# STATED GOAL
Copy the material that follows word for word and omit its pictures.

# DATASET EXTRACT

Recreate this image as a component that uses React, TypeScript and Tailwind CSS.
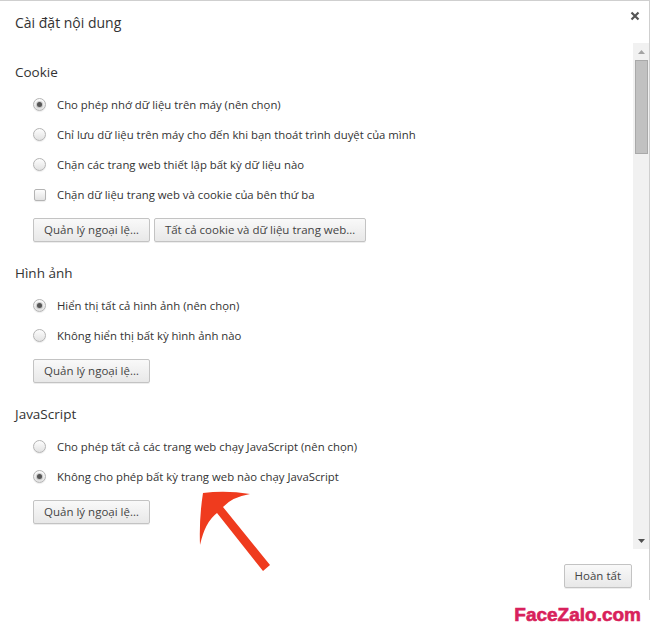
import React from "react";

function Radio({ checked }: { checked?: boolean }) {
  return (
    <span className="flex h-[13px] w-[13px] shrink-0 items-center justify-center rounded-full border border-[#b4b4b4] bg-linear-to-b from-[#fdfdfd] to-[#e2e2e2] shadow-[0_1px_1px_rgba(0,0,0,0.08)]">
      {checked && <span className="h-[5px] w-[5px] rounded-full bg-[#555] shadow-[0_0_1px_1px_rgba(0,0,0,0.18)]" />}
    </span>
  );
}

function Checkbox() {
  return (
    <span className="ml-px h-[12px] w-[12px] shrink-0 rounded-[2px] border border-[#b4b4b4] bg-linear-to-b from-[#fdfdfd] to-[#e2e2e2] shadow-[0_1px_1px_rgba(0,0,0,0.08)]" />
  );
}

function Btn({ children }: { children: React.ReactNode }) {
  return (
    <button className="h-6 rounded-[2px] border border-[#c3c3c3] bg-linear-to-b from-[#f9f9f9] to-[#e8e8e8] px-[10px] text-[11.5px] leading-none text-[#444] shadow-[0_1px_0_rgba(0,0,0,0.07)]">
      {children}
    </button>
  );
}

interface Item {
  label: string;
  checked?: boolean;
  box?: boolean;
}

function Section({ title, items, buttons }: { title: string; items: Item[]; buttons: string[] }) {
  return (
    <div className="mb-[21px]">
      <h3 className="h-5 text-[13.5px] leading-5">{title}</h3>
      <div className="ml-[18px] mt-[7px]">
        {items.map((it) => (
          <div key={it.label} className="flex h-[30px] items-center gap-[11px] pt-px text-[11.35px]">
            {it.box ? <Checkbox /> : <Radio checked={it.checked} />}
            <span>{it.label}</span>
          </div>
        ))}
        <div className="mt-[9px] flex gap-1">
          {buttons.map((b) => (
            <Btn key={b}>{b}</Btn>
          ))}
        </div>
      </div>
    </div>
  );
}

export default function App() {
  return (
    <div className="relative h-[630px] w-[651px] overflow-hidden bg-white font-['Open_Sans',sans-serif] text-[#333]">
      <div className="flex h-[600px] w-[650px] flex-col border-t border-r border-[#cfcfcf]">
        {/* tiêu đề */}
        <div className="flex h-[42px] items-start justify-between pl-[15px] pr-[9px]">
          <h2 className="pt-[11px] text-[14px] leading-[22px]">Cài đặt nội dung</h2>
          <svg width="10" height="10" viewBox="0 0 10 10" className="mt-[10px]">
            <path d="M1.5 1.5 L8.5 8.5 M8.5 1.5 L1.5 8.5" stroke="#555" strokeWidth="2.2" />
          </svg>
        </div>

        <div className="flex h-[506px]">
          <div className="flex-1 overflow-hidden pl-[15px] pt-[19px]">
            <Section
              title="Cookie"
              items={[
                { label: "Cho phép nhớ dữ liệu trên máy (nên chọn)", checked: true },
                { label: "Chỉ lưu dữ liệu trên máy cho đến khi bạn thoát trình duyệt của mình" },
                { label: "Chặn các trang web thiết lập bất kỳ dữ liệu nào" },
                { label: "Chặn dữ liệu trang web và cookie của bên thứ ba", box: true },
              ]}
              buttons={["Quản lý ngoại lệ…", "Tất cả cookie và dữ liệu trang web…"]}
            />
            <Section
              title="Hình ảnh"
              items={[
                { label: "Hiển thị tất cả hình ảnh (nên chọn)", checked: true },
                { label: "Không hiển thị bất kỳ hình ảnh nào" },
              ]}
              buttons={["Quản lý ngoại lệ…"]}
            />
            <Section
              title="JavaScript"
              items={[
                { label: "Cho phép tất cả các trang web chạy JavaScript (nên chọn)" },
                { label: "Không cho phép bất kỳ trang web nào chạy JavaScript", checked: true },
              ]}
              buttons={["Quản lý ngoại lệ…"]}
            />
          </div>

          {/* thanh cuộn */}
          <div className="flex w-[16px] flex-col bg-[#f1f1f1]">
            <div className="flex h-[17px] items-center justify-center">
              <svg width="7" height="4" viewBox="0 0 7 4">
                <path d="M0 4 L3.5 0 L7 4 Z" fill="#a3a3a3" />
              </svg>
            </div>
            <div className="ml-[2px] mr-px h-[94px] border border-[#a9a9a9] bg-[#c1c1c1]" />
            <div className="flex-1" />
            <div className="flex h-[17px] items-center justify-center">
              <svg width="7" height="4" viewBox="0 0 7 4">
                <path d="M0 0 L7 0 L3.5 4 Z" fill="#505050" />
              </svg>
            </div>
          </div>
        </div>

        <div className="flex justify-end pr-[17px] pt-[15px]">
          <Btn>Hoàn tất</Btn>
        </div>
      </div>

      <div className="flex h-[30px] justify-end pr-[10px]">
        <span className="font-['Liberation_Sans',Arial,sans-serif] text-[19px] font-bold leading-[30px] text-[#d8215b] [-webkit-text-stroke:0.6px_#d8215b]">
          FaceZalo.com
        </span>
      </div>

      {/* mũi tên đỏ */}
      <svg className="pointer-events-none absolute left-0 top-0" width="651" height="630" viewBox="0 0 651 630">
        <path
          d="M203 493 Q226 490 250 494 Q232 497 223 507 L270 565 L263 571 L217 513 Q205 522 200 545 Q199 518 203 493 Z"
          fill="#ef3b1e"
        />
      </svg>
    </div>
  );
}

# EXPECTED OUTPUT
Recreate this image as a component that uses React, TypeScript and Tailwind CSS.
import React from "react";

function Radio({ checked }: { checked?: boolean }) {
  return (
    <span className="flex h-[13px] w-[13px] shrink-0 items-center justify-center rounded-full border border-[#b4b4b4] bg-linear-to-b from-[#fdfdfd] to-[#e2e2e2] shadow-[0_1px_1px_rgba(0,0,0,0.08)]">
      {checked && <span className="h-[5px] w-[5px] rounded-full bg-[#555] shadow-[0_0_1px_1px_rgba(0,0,0,0.18)]" />}
    </span>
  );
}

function Checkbox() {
  return (
    <span className="ml-px h-[12px] w-[12px] shrink-0 rounded-[2px] border border-[#b4b4b4] bg-linear-to-b from-[#fdfdfd] to-[#e2e2e2] shadow-[0_1px_1px_rgba(0,0,0,0.08)]" />
  );
}

function Btn({ children }: { children: React.ReactNode }) {
  return (
    <button className="h-6 rounded-[2px] border border-[#c3c3c3] bg-linear-to-b from-[#f9f9f9] to-[#e8e8e8] px-[10px] text-[11.5px] leading-none text-[#444] shadow-[0_1px_0_rgba(0,0,0,0.07)]">
      {children}
    </button>
  );
}

interface Item {
  label: string;
  checked?: boolean;
  box?: boolean;
}

function Section({ title, items, buttons }: { title: string; items: Item[]; buttons: string[] }) {
  return (
    <div className="mb-[21px]">
      <h3 className="h-5 text-[13.5px] leading-5">{title}</h3>
      <div className="ml-[18px] mt-[7px]">
        {items.map((it) => (
          <div key={it.label} className="flex h-[30px] items-center gap-[11px] pt-px text-[11.35px]">
            {it.box ? <Checkbox /> : <Radio checked={it.checked} />}
            <span>{it.label}</span>
          </div>
        ))}
        <div className="mt-[9px] flex gap-1">
          {buttons.map((b) => (
            <Btn key={b}>{b}</Btn>
          ))}
        </div>
      </div>
    </div>
  );
}

export default function App() {
  return (
    <div className="relative h-[630px] w-[651px] overflow-hidden bg-white font-['Open_Sans',sans-serif] text-[#333]">
      <div className="flex h-[600px] w-[650px] flex-col border-t border-r border-[#cfcfcf]">
        {/* tiêu đề */}
        <div className="flex h-[42px] items-start justify-between pl-[15px] pr-[9px]">
          <h2 className="pt-[11px] text-[14px] leading-[22px]">Cài đặt nội dung</h2>
          <svg width="10" height="10" viewBox="0 0 10 10" className="mt-[10px]">
            <path d="M1.5 1.5 L8.5 8.5 M8.5 1.5 L1.5 8.5" stroke="#555" strokeWidth="2.2" />
          </svg>
        </div>

        <div className="flex h-[506px]">
          <div className="flex-1 overflow-hidden pl-[15px] pt-[19px]">
            <Section
              title="Cookie"
              items={[
                { label: "Cho phép nhớ dữ liệu trên máy (nên chọn)", checked: true },
                { label: "Chỉ lưu dữ liệu trên máy cho đến khi bạn thoát trình duyệt của mình" },
                { label: "Chặn các trang web thiết lập bất kỳ dữ liệu nào" },
                { label: "Chặn dữ liệu trang web và cookie của bên thứ ba", box: true },
              ]}
              buttons={["Quản lý ngoại lệ…", "Tất cả cookie và dữ liệu trang web…"]}
            />
            <Section
              title="Hình ảnh"
              items={[
                { label: "Hiển thị tất cả hình ảnh (nên chọn)", checked: true },
                { label: "Không hiển thị bất kỳ hình ảnh nào" },
              ]}
              buttons={["Quản lý ngoại lệ…"]}
            />
            <Section
              title="JavaScript"
              items={[
                { label: "Cho phép tất cả các trang web chạy JavaScript (nên chọn)" },
                { label: "Không cho phép bất kỳ trang web nào chạy JavaScript", checked: true },
              ]}
              buttons={["Quản lý ngoại lệ…"]}
            />
          </div>

          {/* thanh cuộn */}
          <div className="flex w-[16px] flex-col bg-[#f1f1f1]">
            <div className="flex h-[17px] items-center justify-center">
              <svg width="7" height="4" viewBox="0 0 7 4">
                <path d="M0 4 L3.5 0 L7 4 Z" fill="#a3a3a3" />
              </svg>
            </div>
            <div className="ml-[2px] mr-px h-[94px] border border-[#a9a9a9] bg-[#c1c1c1]" />
            <div className="flex-1" />
            <div className="flex h-[17px] items-center justify-center">
              <svg width="7" height="4" viewBox="0 0 7 4">
                <path d="M0 0 L7 0 L3.5 4 Z" fill="#505050" />
              </svg>
            </div>
          </div>
        </div>

        <div className="flex justify-end pr-[17px] pt-[15px]">
          <Btn>Hoàn tất</Btn>
        </div>
      </div>

      <div className="flex h-[30px] justify-end pr-[10px]">
        <span className="font-['Liberation_Sans',Arial,sans-serif] text-[19px] font-bold leading-[30px] text-[#d8215b] [-webkit-text-stroke:0.6px_#d8215b]">
          FaceZalo.com
        </span>
      </div>

      {/* mũi tên đỏ */}
      <svg className="pointer-events-none absolute left-0 top-0" width="651" height="630" viewBox="0 0 651 630">
        <path
          d="M203 493 Q226 490 250 494 Q232 497 223 507 L270 565 L263 571 L217 513 Q205 522 200 545 Q199 518 203 493 Z"
          fill="#ef3b1e"
        />
      </svg>
    </div>
  );
}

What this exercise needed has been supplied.